Have you got anything besides title tricks, Rob?
Sure. Proper editing ensures that we communicate well and do not confuse readers in our efforts to entertain them. I’m not getting in the way of that, but I will deliver the unexpected. Editors make prose clear, not safe. Who said it was supposed to be safe? To quote another sage of our age, Captain James Tiberius Kirk insisted, “Risk is our business.” Put another way: Let’s be interesting. Resurrect old idioms. Come up with new idioms. Experiment with expressions that have never existed in real life. (Not yet, anyway. I’m hoping some of my innovations catch on.)
I look at Papa’s advice with the same dim view as, “Kill your darlings.” That mindset done too broadly will eliminate your most clever stuff. Inside jokes can be okay. That’s the writer writing for themselves and the die-hard fans. As long as you don’t disappear up your own metaphorical butt, it works a treat. “Works a treat” is a dated British expression some beta reads would flag. Leave it in. They are readers, so assume they’re smarter than stale toast. Trust them to pick up context clues. Free yourselves! Break the rusty chains of the Olde Gods!
Readers who aren’t in the know will skip right by sub-references.
In 1985, I met with the great science fiction writer Spider Robinson. I was a fan, but I hadn’t read all of his stuff yet. He sat me down over coffee and spoke of his origins as a writer. He looked very serious as he opined something like, “I was on my bed, naked, with some good tunes on the stereo, a drink in one hand, some hash in the other, and a book in my lap. It occurred to me that I was bored.” So Spider decided to write his own novels instead of just reading them.
Only after I read more of his work did I run across those words in one of his novels. I didn’t know it at the time, but he was quoting himself. Good on him. When you’ve got good words, don’t give the same speech once.
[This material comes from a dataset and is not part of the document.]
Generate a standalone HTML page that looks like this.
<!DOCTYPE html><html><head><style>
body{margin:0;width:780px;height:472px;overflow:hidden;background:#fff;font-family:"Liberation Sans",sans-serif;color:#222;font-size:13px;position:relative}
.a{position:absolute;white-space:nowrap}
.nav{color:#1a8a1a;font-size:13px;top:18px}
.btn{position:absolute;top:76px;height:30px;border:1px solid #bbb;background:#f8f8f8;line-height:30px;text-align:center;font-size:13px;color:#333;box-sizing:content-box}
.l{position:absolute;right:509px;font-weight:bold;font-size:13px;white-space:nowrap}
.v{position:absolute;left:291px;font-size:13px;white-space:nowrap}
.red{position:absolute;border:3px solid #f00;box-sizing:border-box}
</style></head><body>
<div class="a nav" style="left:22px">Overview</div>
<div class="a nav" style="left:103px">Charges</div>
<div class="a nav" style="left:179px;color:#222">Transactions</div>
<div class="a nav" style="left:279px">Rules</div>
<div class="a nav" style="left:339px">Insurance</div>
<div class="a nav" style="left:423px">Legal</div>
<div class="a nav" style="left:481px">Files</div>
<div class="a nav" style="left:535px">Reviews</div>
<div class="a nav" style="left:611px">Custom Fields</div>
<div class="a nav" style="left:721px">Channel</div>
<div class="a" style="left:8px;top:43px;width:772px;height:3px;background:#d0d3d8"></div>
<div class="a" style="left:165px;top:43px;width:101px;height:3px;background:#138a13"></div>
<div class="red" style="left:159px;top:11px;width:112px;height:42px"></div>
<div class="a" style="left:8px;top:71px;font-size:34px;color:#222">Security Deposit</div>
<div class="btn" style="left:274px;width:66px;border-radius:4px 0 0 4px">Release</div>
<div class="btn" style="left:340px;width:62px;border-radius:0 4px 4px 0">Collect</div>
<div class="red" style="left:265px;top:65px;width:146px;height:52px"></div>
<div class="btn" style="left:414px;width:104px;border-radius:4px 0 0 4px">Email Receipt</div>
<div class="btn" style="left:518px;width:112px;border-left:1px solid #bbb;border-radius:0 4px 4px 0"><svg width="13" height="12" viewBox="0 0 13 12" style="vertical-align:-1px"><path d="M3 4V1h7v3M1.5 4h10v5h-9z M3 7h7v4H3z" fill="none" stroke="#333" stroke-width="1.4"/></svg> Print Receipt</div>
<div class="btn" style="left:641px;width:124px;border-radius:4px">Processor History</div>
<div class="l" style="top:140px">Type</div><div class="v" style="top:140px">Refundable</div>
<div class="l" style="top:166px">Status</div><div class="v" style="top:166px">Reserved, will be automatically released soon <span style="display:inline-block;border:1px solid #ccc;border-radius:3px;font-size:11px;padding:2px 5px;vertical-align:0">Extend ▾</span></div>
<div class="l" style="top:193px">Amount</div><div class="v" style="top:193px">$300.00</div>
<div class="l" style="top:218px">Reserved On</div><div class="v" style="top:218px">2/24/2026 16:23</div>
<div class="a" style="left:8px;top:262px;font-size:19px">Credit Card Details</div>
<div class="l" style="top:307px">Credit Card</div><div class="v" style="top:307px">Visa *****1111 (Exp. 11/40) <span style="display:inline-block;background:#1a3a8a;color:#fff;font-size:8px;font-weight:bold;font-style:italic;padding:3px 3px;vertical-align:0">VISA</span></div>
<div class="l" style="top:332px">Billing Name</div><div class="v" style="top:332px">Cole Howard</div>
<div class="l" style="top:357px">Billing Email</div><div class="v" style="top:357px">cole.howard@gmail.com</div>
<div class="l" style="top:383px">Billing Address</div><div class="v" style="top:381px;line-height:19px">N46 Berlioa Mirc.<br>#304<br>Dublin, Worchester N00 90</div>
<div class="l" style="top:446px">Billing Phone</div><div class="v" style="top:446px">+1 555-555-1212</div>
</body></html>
On Black Friday, I visited Villains, the companion shop to Heroes, the best comics shop in Other London. I bypassed the men-in-tights stuff of my youth and went straight to the indie publishers’ offerings. On the hunt for fresh and interesting stories, I found them. Think in terms of Harvey Pekar’s American Splendor. Or lush watercolors without a single line of dialogue that still tells a story. I’m a fan of Iron Man, but you can’t say Marvel and DC are taking risks. Their products are dependable, but you won’t experience many new flavors.
Writers, take risks. Readers, please indulge us. We’ll make it more fun for both of us.
Now about those pictures
Last night, I could not sleep. With an appointment to get to this morning, I decided to do battle the snowstorm. The first snowfall has always been a tentative thing, a warning of what’s to come. It’s Motherhumping Nature asking, “Have you got your snow tires yet? Did you remember to pull the snow shovels from the shed?” (Yes, to the first question, negatory on the second, dammit.) No mere warning this time, though. Got a big dump of snow that is still pummeling us as I write this.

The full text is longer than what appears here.